A few weeks before our August 2012 mission team arrived construction on Mercy House began.   Mercy House is a project started by Juan and Celestina Aguilar.   Their desire was for a place to do various ministries including:

  • A place to train widows to sew which will provide them with a means of earning an income;
  • Host Bible studies;
  • Do couples’ ministry and Bible Study
  • Do children’s ministry

Most of the first floor construction was completed in 2012.   The bathroom (shower stall, toilet stall, and pila (sink) area still need to be completed.    The second floor which we pray will be completed in 2013 will be a large training room and classroom.   And of course we still have no electricity – we have to run an extension chord from Juan’s father’s house.

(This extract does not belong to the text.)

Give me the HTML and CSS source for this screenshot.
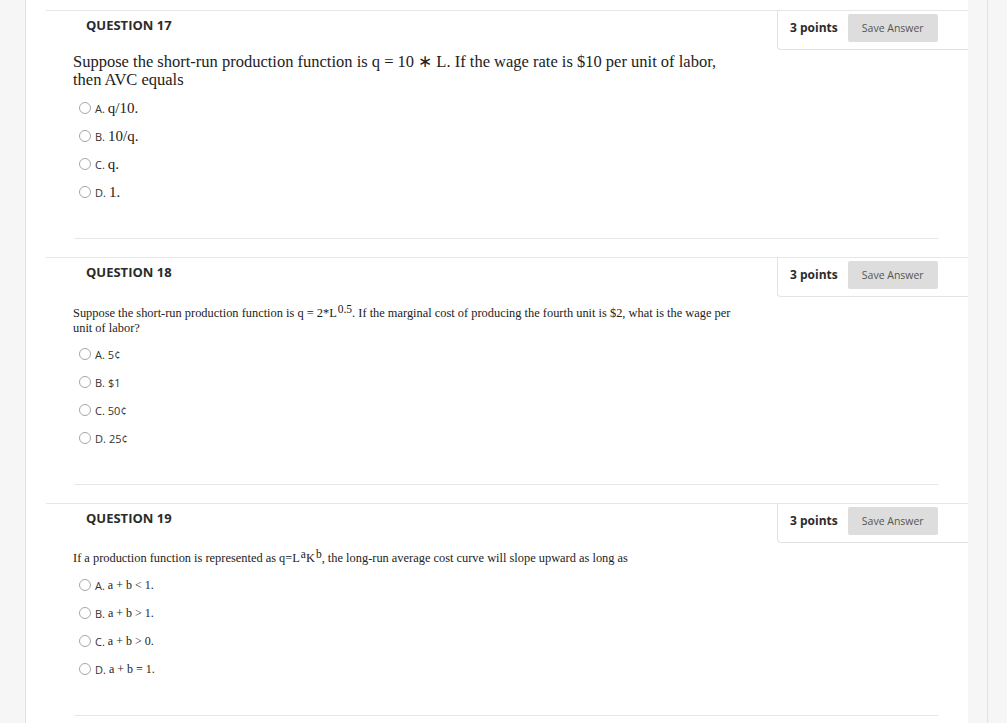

However, even with a partially completed structure Juan and Celestina started using the space for sewing training, Bible studies, meetings, etc.

Now for the update …

Doors and Windows Installed

Meeting with Mothers of Kids in Bible Study

On Dec 27, 2012 Vidal Bautista (the guy who made the doors and windows) and Forrest went to Quiacquix to install the doors and widows in the first-floor rooms of Mercy House.   When we arrived Juan and Celestina had a group of women meeting in one of the rooms discussing the details of a children’s Bible study they start in a few weeks.   They will teach two groups of kids on Saturday mornings and afternoons.

Door Installation

Door Installation

Glass Installation in Windows

To our surprise Juan had already installed the windows (without glass), and the glass was already cut and ready to set into the windows.   While Juan and Vidal worked on installing the doors, Forrest installed the glass in the windows.

Door Install Complete

Electricity for Mercy House

The first part of December we were provided funding to have the power company install an electric meter for Mercy House and to construct the doors and windows.   We immediately started the work to do both of these.  (Thank to all of you who support S4H’s missionaries and projects!)

Main Power Cable to House


Conduit and Cable to feed Meter

The internal wiring of Mercy House was installed and tested (with an extension cord) by Jonathan Payne (2012 intern), Scott Andersen (S4H missionary) and Forrest in early Nov.  However, the external wiring was not done, i.e. the cable from the meter location to the circuit breaker panel and the cable from the utility pole to the meter location.

When we have the meter Juan will have 220V service to his house which will give us the capability to use a heavy duty welder there.